Among content marketers, few words are so widely batted around or have generated greater buzz. As more and more people proclaim their content to be thought leadership, the term’s meaning has become diluted. These days, anyone with an opinion and a pulse can claim to be a thought leader, requiring little more than an internet connection to start publishing their so-called thought leadership.

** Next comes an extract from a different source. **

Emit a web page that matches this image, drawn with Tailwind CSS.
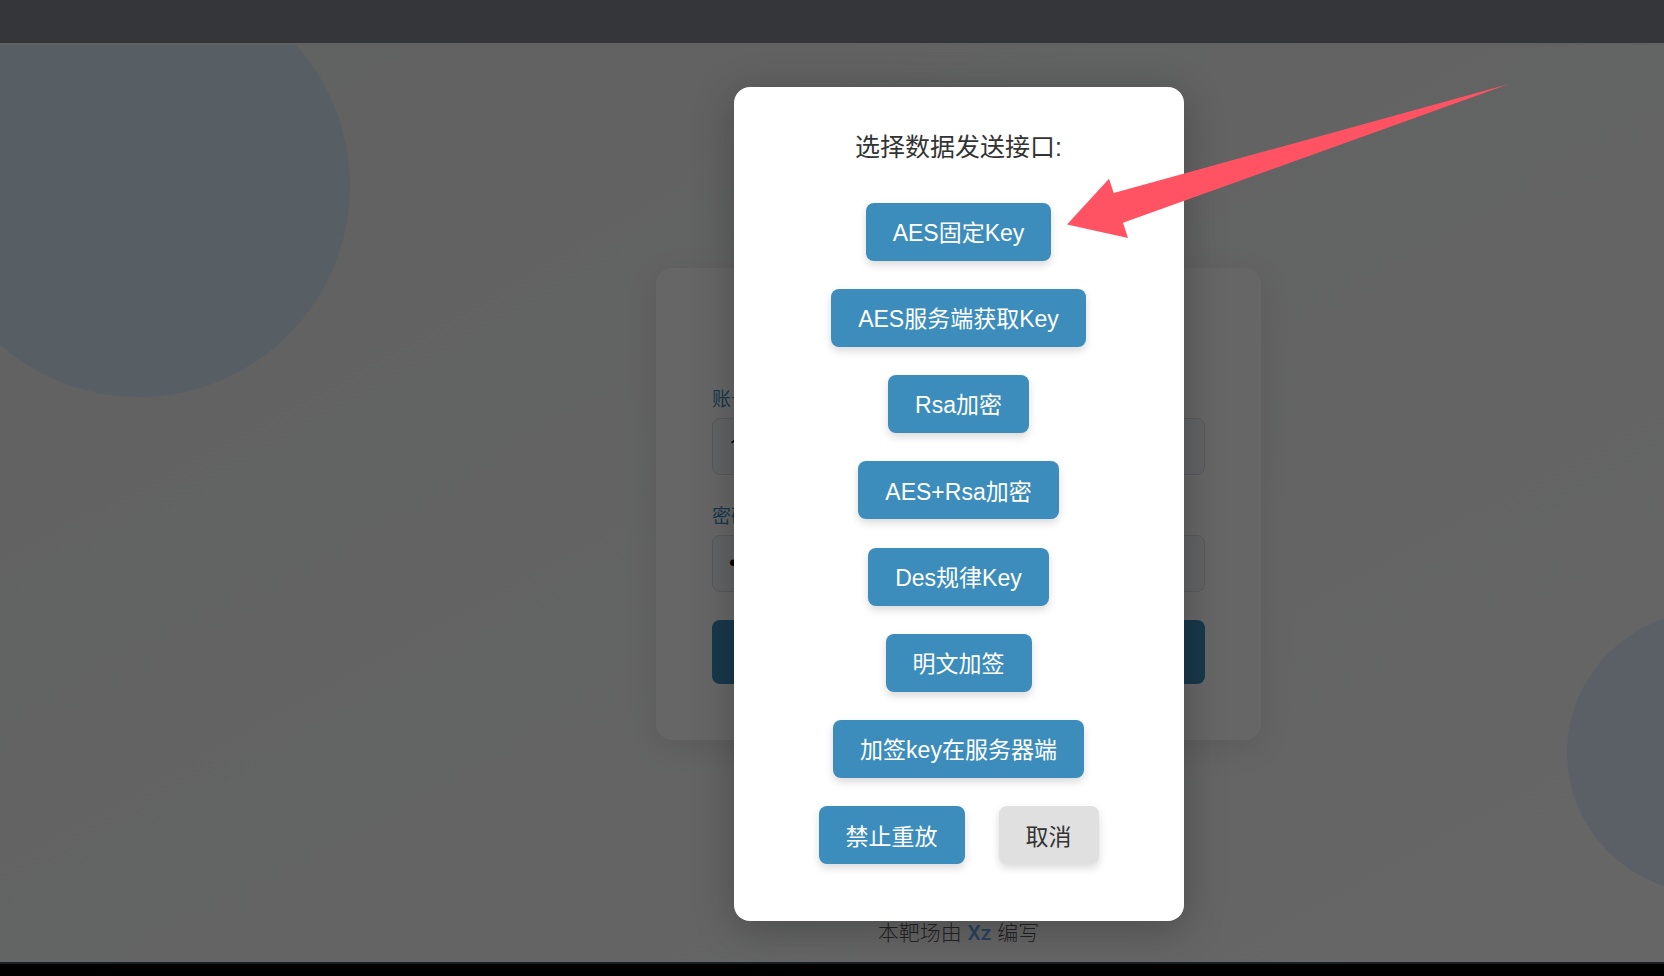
<!DOCTYPE html>
<html lang="zh-CN">
<head>
<meta charset="utf-8">
<title>选择数据发送接口</title>
<script src="https://cdn.jsdelivr.net/npm/@tailwindcss/browser@4"></script>
</head>
<body class="flex h-screen flex-col overflow-hidden bg-black font-['Liberation_Sans','Noto_Sans_CJK_SC',sans-serif]">
  <header class="h-[45px] shrink-0 border-b-2 border-[#616161] bg-[#35363a]"></header>

  <main class="relative grid min-h-0 flex-1 grid-rows-[1fr_auto_1fr] justify-items-center overflow-hidden bg-linear-to-br from-[#f2f3f3] via-[#f8f9f9] to-[#ffffff] pl-[253px]">
    <!-- Decorative circles -->
    <div class="absolute -top-[70px] -left-[72px] size-[422px] rounded-full bg-[#d9ebfa]"></div>
    <div class="absolute -right-[184px] bottom-[69px] size-[281px] rounded-full bg-[#e3f0ff]"></div>

    <form class="relative row-start-2 flex w-[605px] flex-col rounded-2xl bg-white px-14 pt-[118px] pb-14 shadow-[0_8px_32px_rgba(0,0,0,0.1)]">
      <label for="account" class="mb-1 text-[19px] leading-7 text-[#3c8dbc]">账号</label>
      <input id="account" type="text" value="1" class="mb-7 h-[57px] rounded-lg border border-[#dcdcdc] bg-[#f3f7fc] px-4 font-['Open_Sans',sans-serif] text-[22px] text-black">
      <label for="password" class="mb-1 text-[19px] leading-7 text-[#3c8dbc]">密码</label>
      <input id="password" type="password" value="123456" class="mb-7 h-[57px] rounded-lg border border-[#dcdcdc] bg-[#f3f7fc] px-4 text-[23px] text-black">
      <button type="submit" aria-label="登录" class="h-16 rounded-lg bg-[#3c8dbc]"></button>
    </form>

    <footer class="row-start-3 mb-[15px] self-end text-[21px] leading-7 font-light text-[#555555]">本靶场由 <a href="#" class="font-['Roboto',sans-serif] font-medium text-[#6aa5f0]">Xz</a> 编写</footer>

    <!-- Modal overlay -->
    <div class="absolute inset-0 flex items-center justify-center bg-black/60 pl-[253px]">
      <section role="dialog" aria-labelledby="dialog-title" class="relative flex w-[450px] flex-col items-center rounded-2xl bg-white pt-[41px] pb-14 shadow-[0_8px_40px_rgba(0,0,0,0.25)]">
        <h2 id="dialog-title" class="mb-9 text-[25px] leading-[39px] text-[#333333]">选择数据发送接口:</h2>
        <div class="flex min-h-[662px] flex-col items-center justify-between text-[23px] text-white">
          <button type="button" class="h-[58px] rounded-lg bg-[#3c8dbc] px-[27px] pt-[3px] shadow-[0_4px_8px_rgba(0,0,0,0.15)]">AES固定Key</button>
          <button type="button" class="h-[58px] rounded-lg bg-[#3c8dbc] px-[27px] pt-[3px] shadow-[0_4px_8px_rgba(0,0,0,0.15)]">AES服务端获取Key</button>
          <button type="button" class="h-[58px] rounded-lg bg-[#3c8dbc] px-[27px] pt-[3px] shadow-[0_4px_8px_rgba(0,0,0,0.15)]">Rsa加密</button>
          <button type="button" class="h-[58px] rounded-lg bg-[#3c8dbc] px-[27px] pt-[3px] shadow-[0_4px_8px_rgba(0,0,0,0.15)]">AES+Rsa加密</button>
          <button type="button" class="h-[58px] rounded-lg bg-[#3c8dbc] px-[27px] pt-[3px] shadow-[0_4px_8px_rgba(0,0,0,0.15)]">Des规律Key</button>
          <button type="button" class="h-[58px] rounded-lg bg-[#3c8dbc] px-[27px] pt-[3px] shadow-[0_4px_8px_rgba(0,0,0,0.15)]">明文加签</button>
          <button type="button" class="h-[58px] rounded-lg bg-[#3c8dbc] px-[27px] pt-[3px] shadow-[0_4px_8px_rgba(0,0,0,0.15)]">加签key在服务器端</button>
          <div class="flex gap-[34px]">
            <button type="button" class="h-[58px] rounded-lg bg-[#3c8dbc] px-[27px] pt-[3px] shadow-[0_4px_8px_rgba(0,0,0,0.15)]">禁止重放</button>
            <button type="button" class="h-[58px] rounded-lg bg-[#e0e0e0] px-[27px] pt-[3px] text-[#333333] shadow-[0_4px_8px_rgba(0,0,0,0.15)]">取消</button>
          </div>
        </div>
        <!-- Arrow pointing at the first option -->
        <svg class="pointer-events-none absolute top-[-3px] left-[333px] h-[155px] w-[444px]" viewBox="0 0 444 155" fill="#ff5364" aria-hidden="true">
          <path d="M0 140.5 42 94.7 46.7 109 442 0 56 138.7 61 154Z"/>
        </svg>
      </section>
    </div>
  </main>

  <div class="h-[14px] shrink-0 border-t-2 border-[#182024] bg-black"></div>
</body>
</html>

It’s time to take a more critical look at thought leadership, and to define what it is and isn’t. Maybe we need the thought leadership equivalent of a Good Housekeeping seal of approval: a set of criteria to separate what’s often passed off as thought leadership from the real deal. The minimum requirements for earning that seal of approval would include ensuring that your content meets a few criteria:
It offers bold ideas that are new and noteworthy
To drive thought leadership, content either needs to put forth new ideas or provide fresh insights into old ones. Simply regurgitating what others have already written or said, while sometimes useful in its own right, isn’t a recipe for success. Don’t have anything new to say? Then sit tight until you do and remember that sometimes less is more. Producing one piece of thought leadership content that really says something innovative and bold is a much better strategy than publishing a dozen pieces that don’t say anything at all.
One of my favorite examples of a real thought leader who provides bold ideas is Bob Reynolds, the president and CEO of Putnam Investments. Mr. Reynolds does an admirable job, consistently producing insightful and provocative articles in his blog, “The Retirement Savings Challenge.”

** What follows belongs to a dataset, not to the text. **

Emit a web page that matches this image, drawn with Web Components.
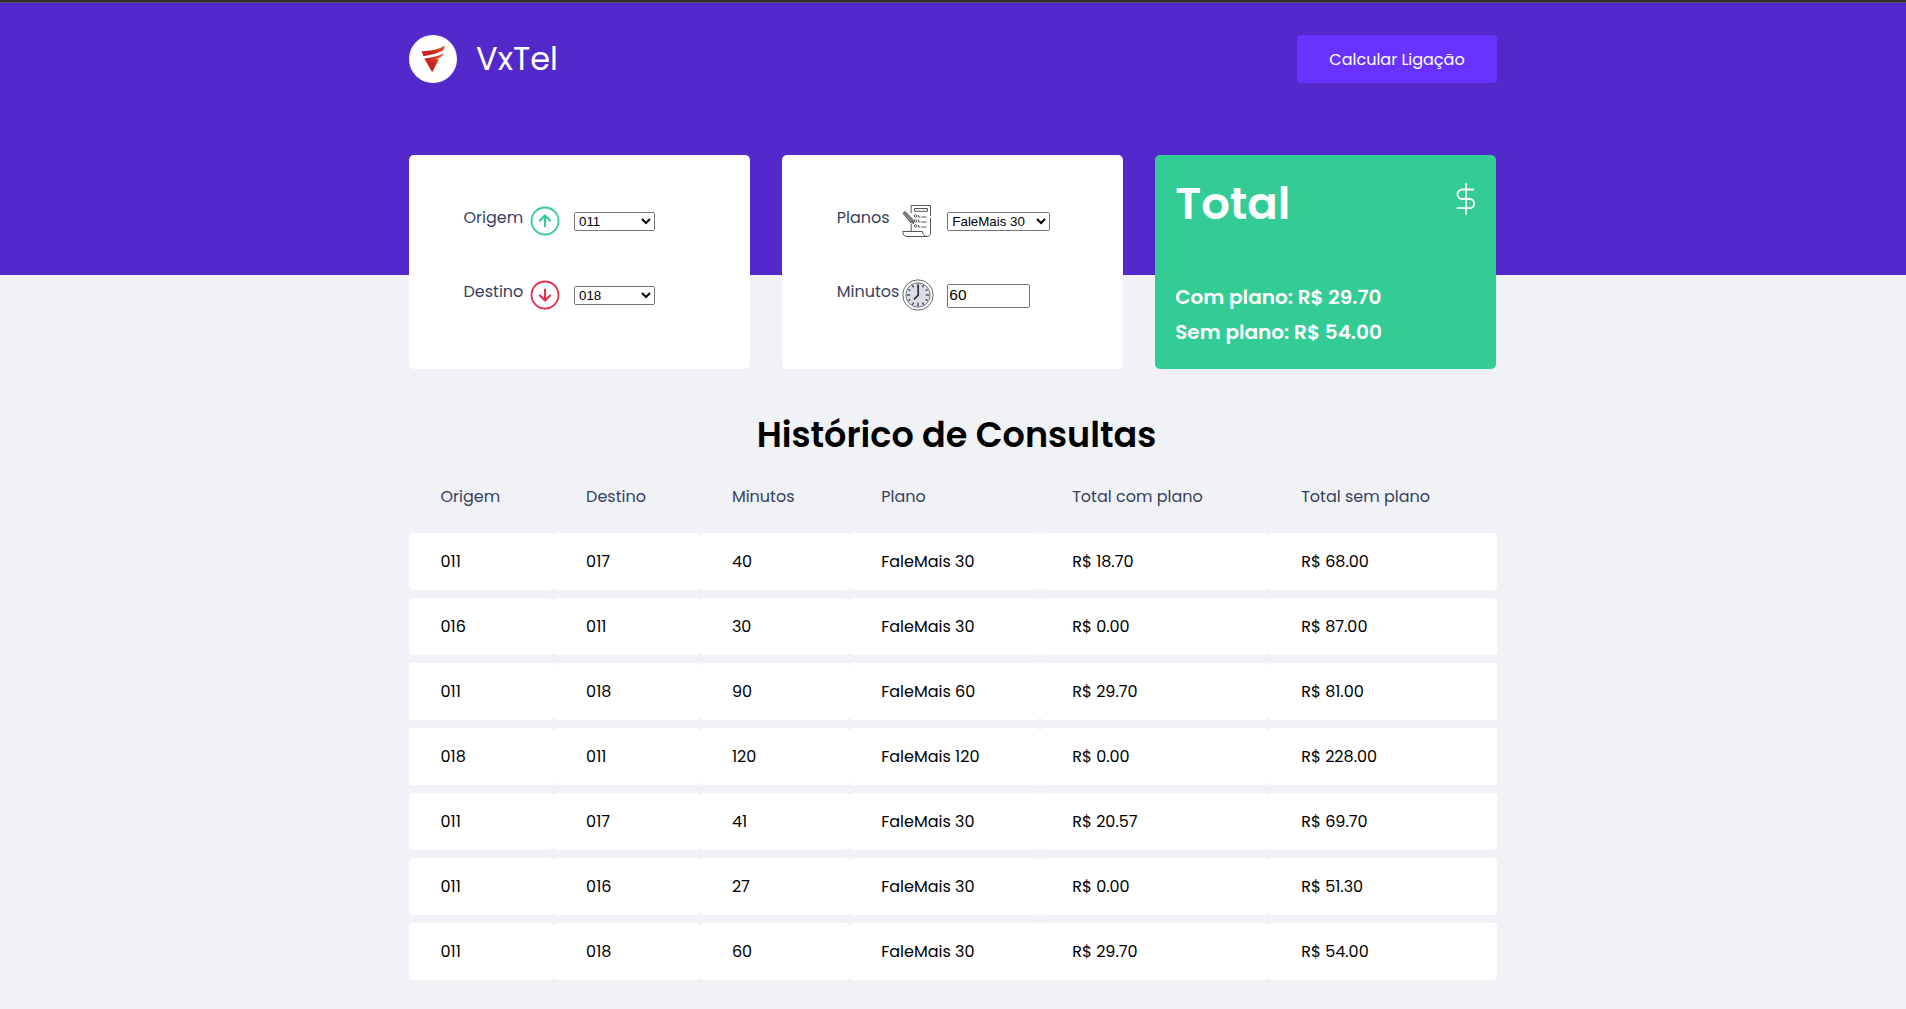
<!DOCTYPE html>
<html lang="pt-BR">
<head>
<meta charset="utf-8">
<title>VxTel</title>
<style>
html,body{margin:0;padding:0;background:#f0f2f5}
body{font-family:Poppins,Inter,"Open Sans",sans-serif;font-size:16px;color:#000;height:1009px;overflow:hidden}
</style>
</head>
<body>
<vx-app></vx-app>
<script>
const define=(name,html)=>customElements.define(name,class extends HTMLElement{
  connectedCallback(){
    if(this.shadowRoot)return;
    const t=document.createElement('template');
    t.innerHTML=typeof html==='function'?html(this):html;
    this.attachShadow({mode:'open'}).append(t.content.cloneNode(true));
  }
});

const icons={
 logo:`<svg width="48" height="48" viewBox="0 0 48 48"><defs><linearGradient id="g" x1="0" y1="1" x2="1" y2="0"><stop offset=".35" stop-color="#c8201f"/><stop offset="1" stop-color="#ea5a2c"/></linearGradient></defs><circle cx="24" cy="24" r="24" fill="#fff"/><path fill="url(#g)" d="M12.600 16.200C21 16.400 29.500 14.600 35.800 10.600C35.600 13 34.600 14.900 33 16C27.500 18.800 20.500 19.900 14.500 21.300Z"/><path fill="url(#g)" d="M15.300 23.400C22 22.600 28.500 21.300 34.600 18.400C33.800 20.600 32 22 29.800 23L26.500 24.200L30 24.300L23.200 37.300Z"/></svg>`,
 up:`<svg width="32" height="32" viewBox="0 0 32 32" fill="none" stroke="#33cc95" stroke-width="1.8" stroke-linecap="round" stroke-linejoin="round"><circle cx="16" cy="16" r="13.500"/><path stroke-width="2.100" d="M16 21.300V10.500M10.900 15.500L16 10.400L21.100 15.500"/></svg>`,
 down:`<svg width="32" height="32" viewBox="0 0 32 32" fill="none" stroke="#e52e4d" stroke-width="1.8" stroke-linecap="round" stroke-linejoin="round"><circle cx="16" cy="16" r="13.500"/><path stroke-width="2.100" d="M16 10.500V21.300M10.900 16.500L16 21.600L21.100 16.500"/></svg>`,
 plan:`<svg width="32" height="32" viewBox="0 0 32 32" fill="none" stroke="#55585c" stroke-width="1"><path d="M9.200 8V.500H28.500V11M28.500 13V28C28.500 33 20.500 32.500 20.500 26.500H.800C.800 30 2.500 31.500 5 31.500H25M9.200 19V26.500"/><path d="M12.500 3.500H25.500V6.300H12.500Z"/><circle cx="13.500" cy="11" r="1.300"/><circle cx="13.500" cy="16" r="1.300"/><circle cx="13.500" cy="21" r="1.300"/><path d="M16.500 10V12H18.500M19.500 12H24.500M16.500 15V17H18.500M19.500 17H24.500M16.500 20V22H18.500M19.500 22H24.500"/><path d="M1 8.200L3.200 6.500L10.800 14.500L11.700 18.500L8 17Z" fill="#9a9c9f"/><path d="M2.200 7.300L11 17"/></svg>`,
 clock:`<svg width="32" height="32" viewBox="0 0 32 32"><circle cx="16" cy="16" r="15.200" fill="#fff" stroke="#55585c" stroke-width=".9"/><circle cx="16" cy="16" r="12.200" fill="#d8dfe9" stroke="#55585c" stroke-width=".8"/><g stroke="#2d2f33" stroke-width="1.200">${[...Array(12)].map((_,i)=>`<path d="M16 4.800V${i%3?7.2:8.2}" transform="rotate(${i*30} 16 16)"/>`).join('')}</g><path d="M16.200 6.500V16.200L12 20.400" fill="none" stroke="#303236" stroke-width="1.700"/></svg>`,
 dollar:`<svg width="20" height="32" viewBox="0 0 20 32" fill="none" stroke="#fff" stroke-width="1.800" stroke-linecap="round" stroke-linejoin="round"><path d="M10 1V31M17.500 6.500H6.200A4.700 4.700 0 0 0 6.200 16H13.600A4.600 4.600 0 0 1 13.600 25.200H1.500"/></svg>`
};
define('vx-icon',el=>`<style>:host{display:block;line-height:0}svg{display:block}</style>${icons[el.getAttribute('name')]}`);

define('vx-button',`<style>:host{display:block}button{font:inherit;font-size:16px;line-height:24px;width:200px;height:48px;padding:2px 0 0 1px;border:0;border-radius:4px;background:#6933ff;color:#fff}</style><button><slot></slot></button>`);

define('vx-header',`<style>
:host{display:block;box-sizing:border-box;height:275px;background:#5429cc;border-top:2px solid #2e2e2e}
.line{height:1px;background:#575263}
.in{width:1088px;margin:0 auto;padding:32px 1px 0 0;display:flex;justify-content:space-between;align-items:center}
.brand{display:flex;align-items:center;gap:19.500px}
h1{margin:0;font-size:32px;line-height:48px;font-weight:400;color:#fff}
</style><div class="line"></div><div class="in"><div class="brand"><vx-icon name="logo"></vx-icon><h1>VxTel</h1></div><vx-button>Calcular Ligação</vx-button></div>`);

define('vx-field',el=>`<style>
:host{display:grid;grid-template-columns:65px 45.500px auto;align-items:center;height:32px;color:#363f5f}
label{padding-bottom:7px;line-height:24px;white-space:nowrap}
::slotted(select),::slotted(input){box-sizing:border-box;justify-self:start;margin:0}
</style><label>${el.getAttribute('label')}</label><vx-icon name="${el.getAttribute('icon')}"></vx-icon><slot></slot>`);

define('vx-card',`<style>:host{display:block;box-sizing:border-box;background:#fff;border-radius:5px;height:214px;padding:50px 0 0 55px}
.c{display:flex;flex-direction:column;gap:42px}</style><div class="c"><slot></slot></div>`);

define('vx-total',`<style>:host{display:flex;flex-direction:column;box-sizing:border-box;background:#33cc95;border-radius:5px;height:214px;padding:17px 20px 19px 20px;color:#fff;font-weight:600}
.top{display:flex;justify-content:space-between}
.t{font-size:45px;line-height:64px}
.top vx-icon{margin-top:11px}
.v{margin-top:auto;font-size:20px;line-height:35px}
</style><div class="top"><div class="t">Total</div><vx-icon name="dollar"></vx-icon></div>
<div class="v"><div>Com plano: R$ 29.70</div><div>Sem plano: R$ 54.00</div></div>`);

define('vx-summary',`<style>
:host{display:grid;grid-template-columns:repeat(3,341px);justify-content:space-between;width:1087.700px;margin:-120px auto 0;padding-right:1.300px}
select{font:13.333px "Liberation Sans",Arial,sans-serif;height:19px;color:#000}
input{font:15.500px "Liberation Sans",Arial,sans-serif;width:83px;height:24px;padding:1px 2px 3px 0;color:#000}
.a{width:81px}.b{width:103px}
.n{position:relative;top:1px}
</style>
<vx-card><vx-field label="Origem" icon="up"><select class="a"><option>011</option></select></vx-field>
<vx-field label="Destino" icon="down"><select class="a"><option>018</option></select></vx-field></vx-card>
<vx-card><vx-field label="Planos" icon="plan"><select class="b"><option>FaleMais 30</option></select></vx-field>
<vx-field label="Minutos" icon="clock"><input class="n" type="number" value="60"></vx-field></vx-card>
<vx-total></vx-total>`);

const heads=['Origem','Destino','Minutos','Plano','Total com plano','Total sem plano'];
const rows=[
 ['011','017','40','FaleMais 30','R$ 18.70','R$ 68.00'],
 ['016','011','30','FaleMais 30','R$ 0.00','R$ 87.00'],
 ['011','018','90','FaleMais 60','R$ 29.70','R$ 81.00'],
 ['018','011','120','FaleMais 120','R$ 0.00','R$ 228.00'],
 ['011','017','41','FaleMais 30','R$ 20.57','R$ 69.70'],
 ['011','016','27','FaleMais 30','R$ 0.00','R$ 51.30'],
 ['011','018','60','FaleMais 30','R$ 29.70','R$ 54.00']];

define('vx-row',`<style>:host{display:grid;grid-template-columns:145.600px 145.800px 149.300px 191px 229px 1fr;height:57px}
::slotted(*){box-sizing:border-box;padding-left:32px;border-radius:4px;line-height:57px;background:var(--cell,#fff)}
</style><slot></slot>`);

define('vx-history',`<style>
:host{display:block;width:1088px;margin:0 auto;padding-right:1px}
h2{margin:41px 0 0;padding-left:8px;text-align:center;font-size:35px;line-height:50px;font-weight:600}
.rows{display:flex;flex-direction:column;gap:8px}
.head{--cell:transparent;color:#363f5f}
</style><h2>Histórico de Consultas</h2>
<div class="rows"><vx-row class="head" style="margin:8px 0 0">${heads.map(t=>`<div>${t}</div>`).join('')}</vx-row>
${rows.map(r=>`<vx-row>${r.map(t=>`<div>${t}</div>`).join('')}</vx-row>`).join('')}</div>`);

define('vx-app','<style>:host{display:block}</style><vx-header></vx-header><vx-summary></vx-summary><vx-history></vx-history>');
</script>
</body>
</html>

It takes a stand and presents a clear point of view
Leaders shouldn’t sit on the fence, so make sure that your content offers a definitive point of view. Putting a stake in the ground can mean taking risks, but if all your content does is toe the line, it doesn’t qualify as thought leadership. This is often a particular challenge for big corporations. Concerned that they might alienate a part of their customer base, some corporations shy away from taking a stand. Unfortunately, doing so turns their content into factual reporting, rather than providing insightful thought leadership.
It reflects high-quality (preferably original) research
Sometimes content that’s floated around as thought leadership can come across like a high school term paper. You can help avoid that pitfall by making sure that you’re using the best sources and respected research. Use online tools like LexisNexis to direct you to high-quality news articles and industry reports, rather than turning to the likes of Wikipedia or Yahoo News (both are fine resources, but not ones that you should be citing in your thought leadership efforts). Ideally, your content will also reflect your own research (conducted in-house or commissioned through a third party), which will help guarantee that you really do have something unique to say.
It hinges on its credibility
Your thought leadership efforts will fall flat if your content isn’t credible. Help ensure that all of your work is accurate and logical by thoroughly fact-checking it. You can also raise the caliber of your content by collaborating with people who are well known and respected in your industry. One way to do this is by soliciting influencers or subject matter experts to write a foreword to your next white paper or provide quotes for your next report. If you don’t have access to anyone who fits the bill, you can build up your own credibility by looking for opportunities to contribute content to other places and building a name for yourself over time.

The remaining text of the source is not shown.